Not that many years ago, I had lunch with a no-longer-young ex-vice presidential candidate. He was a national figure. Obviously, he had lost, however, and was now out of politics and into business. He did not seem much interested in national or international subjects any more. In fact, all he could talk about was his exciting new business venture and how he just knew it would succeed. Think about it: Get through a tough life, full of bruising battles. Become a powerful politician, well-known on the national stage. Thereafter, have an instantly recognizable face, as well as an international reputation. Reach a ripe old age and find yourself mainly interested in one more business deal—to reach more of “the more.” To him, sensible. To me, questionable.
I used to play golf with a (now deceased) multi-multi-millionaire who after missing a shot often threw his club farther than he had hit his ball, cursing loudly as he did so. Was he truly successful? Clearly not. I had a father who did custodial work impeccably and with a dignitas unmatched in most corporate boardrooms. Was he successful? Absolutely.
Helping my father at work as a boy (before my rebellion kicked in) helped me learn later that the “what” of life is nothing more than the particular position you occupy at this moment. The “how” is your performance within that role. What is nothing; how is everything. The world states with certitude that title, position, and influence all have great meaning, yet in truth they are neutral: means, not ends. To be the best (banker, lawyer, father, mother, gravedigger, nurse) you can be at this moment, in this situation, is to fill a neutral form with content, to find the end you seek right here and right now.
This does not mean that you always do what you do perfectly. Neither does it suggest that you spend countless hours at it, or do not spend countless hours at it. Perhaps it is your present love. All it means is that you do your very best with what you have now.
If you seek a high-profile wealth-larded life and place that goal before personal growth, you will get exactly what you seek, which means you lose even when you seem to gain. Like many, you may believe that to walk the aisles of any store able to purchase anything you see means freedom. Real freedom, however, is walking those aisles and not being taken in by the glitter of what you see. This doesn’t mean that you don’t buy things; it just means you no longer believe you cannot do without them. In effect, you sometimes like, but you no longer lust.

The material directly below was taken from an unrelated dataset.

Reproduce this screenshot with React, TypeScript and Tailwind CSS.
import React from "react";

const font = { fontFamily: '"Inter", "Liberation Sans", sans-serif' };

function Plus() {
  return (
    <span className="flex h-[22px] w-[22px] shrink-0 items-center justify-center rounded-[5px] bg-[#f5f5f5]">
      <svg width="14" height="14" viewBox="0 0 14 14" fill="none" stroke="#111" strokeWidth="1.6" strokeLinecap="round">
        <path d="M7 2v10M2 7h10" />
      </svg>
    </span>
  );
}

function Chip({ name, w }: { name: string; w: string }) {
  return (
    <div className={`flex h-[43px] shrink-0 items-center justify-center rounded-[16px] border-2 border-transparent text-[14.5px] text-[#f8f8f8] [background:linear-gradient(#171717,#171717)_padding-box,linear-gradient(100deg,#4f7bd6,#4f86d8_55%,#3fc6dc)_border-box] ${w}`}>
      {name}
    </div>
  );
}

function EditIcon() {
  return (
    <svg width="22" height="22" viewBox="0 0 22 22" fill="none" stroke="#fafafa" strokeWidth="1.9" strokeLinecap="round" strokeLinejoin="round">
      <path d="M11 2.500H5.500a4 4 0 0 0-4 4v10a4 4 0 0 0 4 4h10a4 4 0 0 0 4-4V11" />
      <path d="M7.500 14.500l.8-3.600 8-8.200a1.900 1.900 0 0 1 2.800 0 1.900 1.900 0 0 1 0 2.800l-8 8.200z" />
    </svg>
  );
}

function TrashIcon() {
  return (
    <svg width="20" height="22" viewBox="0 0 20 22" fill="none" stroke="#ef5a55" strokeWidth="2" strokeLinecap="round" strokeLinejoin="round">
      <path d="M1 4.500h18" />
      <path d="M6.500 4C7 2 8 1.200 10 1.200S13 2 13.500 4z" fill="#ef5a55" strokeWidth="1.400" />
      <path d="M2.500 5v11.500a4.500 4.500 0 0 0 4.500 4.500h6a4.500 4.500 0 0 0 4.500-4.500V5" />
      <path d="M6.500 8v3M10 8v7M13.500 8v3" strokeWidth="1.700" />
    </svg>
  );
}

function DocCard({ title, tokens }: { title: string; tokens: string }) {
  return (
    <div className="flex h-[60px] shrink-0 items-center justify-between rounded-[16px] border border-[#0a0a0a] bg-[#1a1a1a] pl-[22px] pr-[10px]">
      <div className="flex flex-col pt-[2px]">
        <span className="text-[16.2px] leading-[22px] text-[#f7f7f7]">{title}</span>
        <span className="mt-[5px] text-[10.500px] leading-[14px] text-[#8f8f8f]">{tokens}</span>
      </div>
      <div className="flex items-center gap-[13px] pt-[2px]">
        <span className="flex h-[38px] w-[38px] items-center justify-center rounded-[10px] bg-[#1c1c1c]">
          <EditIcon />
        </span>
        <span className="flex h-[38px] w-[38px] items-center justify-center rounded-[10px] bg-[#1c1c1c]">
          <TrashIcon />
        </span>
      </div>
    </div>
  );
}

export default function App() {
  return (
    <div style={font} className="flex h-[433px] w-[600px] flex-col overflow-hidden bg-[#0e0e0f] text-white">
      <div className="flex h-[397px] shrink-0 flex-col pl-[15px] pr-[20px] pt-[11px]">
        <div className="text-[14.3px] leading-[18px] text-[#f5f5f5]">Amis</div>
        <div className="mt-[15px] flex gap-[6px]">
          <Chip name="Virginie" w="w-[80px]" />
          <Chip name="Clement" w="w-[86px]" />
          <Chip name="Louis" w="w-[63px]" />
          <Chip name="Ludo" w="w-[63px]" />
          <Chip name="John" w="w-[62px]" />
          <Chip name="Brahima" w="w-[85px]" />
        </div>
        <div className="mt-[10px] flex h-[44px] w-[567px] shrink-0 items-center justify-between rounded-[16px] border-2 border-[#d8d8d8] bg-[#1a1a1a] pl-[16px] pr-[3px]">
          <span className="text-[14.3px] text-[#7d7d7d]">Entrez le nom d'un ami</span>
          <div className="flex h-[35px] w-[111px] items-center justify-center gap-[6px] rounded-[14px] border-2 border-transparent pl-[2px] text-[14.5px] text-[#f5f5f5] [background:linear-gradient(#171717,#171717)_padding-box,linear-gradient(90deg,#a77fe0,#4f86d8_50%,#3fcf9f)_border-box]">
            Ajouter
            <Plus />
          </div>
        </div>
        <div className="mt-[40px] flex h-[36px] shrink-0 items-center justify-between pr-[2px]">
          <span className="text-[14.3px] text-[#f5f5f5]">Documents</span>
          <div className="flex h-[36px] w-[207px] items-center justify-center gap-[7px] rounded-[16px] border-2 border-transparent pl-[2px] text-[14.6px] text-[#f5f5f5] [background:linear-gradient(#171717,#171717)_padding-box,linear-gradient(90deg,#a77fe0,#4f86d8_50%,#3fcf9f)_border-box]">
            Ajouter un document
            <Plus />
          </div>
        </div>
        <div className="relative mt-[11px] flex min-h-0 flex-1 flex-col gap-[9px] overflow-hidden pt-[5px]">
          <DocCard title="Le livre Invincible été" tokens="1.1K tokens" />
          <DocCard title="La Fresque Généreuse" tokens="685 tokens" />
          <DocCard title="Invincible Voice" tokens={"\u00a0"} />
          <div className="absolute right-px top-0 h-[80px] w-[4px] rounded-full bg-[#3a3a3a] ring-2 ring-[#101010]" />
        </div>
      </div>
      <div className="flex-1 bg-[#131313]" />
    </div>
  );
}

Yet, to one still lost in the madness of consumption and the accumulation of the more, even the $475,000 watch recently featured in The Robb Report makes some kind of sense. It is only when you come to accept yourself as a student that you can see your Rolex as just a timepiece; your suit, no matter how fine its cloth and cut, only a uniform; your car merely a means of transportation; excessive servants a bother; the jet a convenience; and the house, or houses, no matter the number of rooms or grandeur of the grounds, no more than a roof over your head when you go to sleep.
A buccaneer of business rarely perceives his golden bracelets as handcuffs and his house as just another tent in the big-tent competition. How could he? For if he understood their essential neutrality and basic meaninglessness, then what he did to get them would cease to have meaning as well. Yet what would he do if he stopped striving for the more? Who would he be if he did not run and fight and win and outgain? Unable to face the thought that his existence so far has been senseless, he fears the loss of wanting as though it were a loss of self. Yet, as intimidating as that may sound, he must ask himself whether the more is actually more or whether it is merely like an appetite that grows as it is fed.
Look around you. There has to be something askew with the whole system when you see a seventy-five-year-old multi-multi-millionaire jumping up and down in excitement because his horse just won a race. He did not win the race; his horse did. All he did was pay for it. Someone else trained the horse, another person rode the horse, and the horse itself ran the race. So why is he so overjoyed? Did the horse’s victory make him a winner? Surely he is behaving as though it had. Would he be as equally deprived and depressed if the horse had lost the race? If so, why? It is only a horse race, after all, and at that, just one race among many.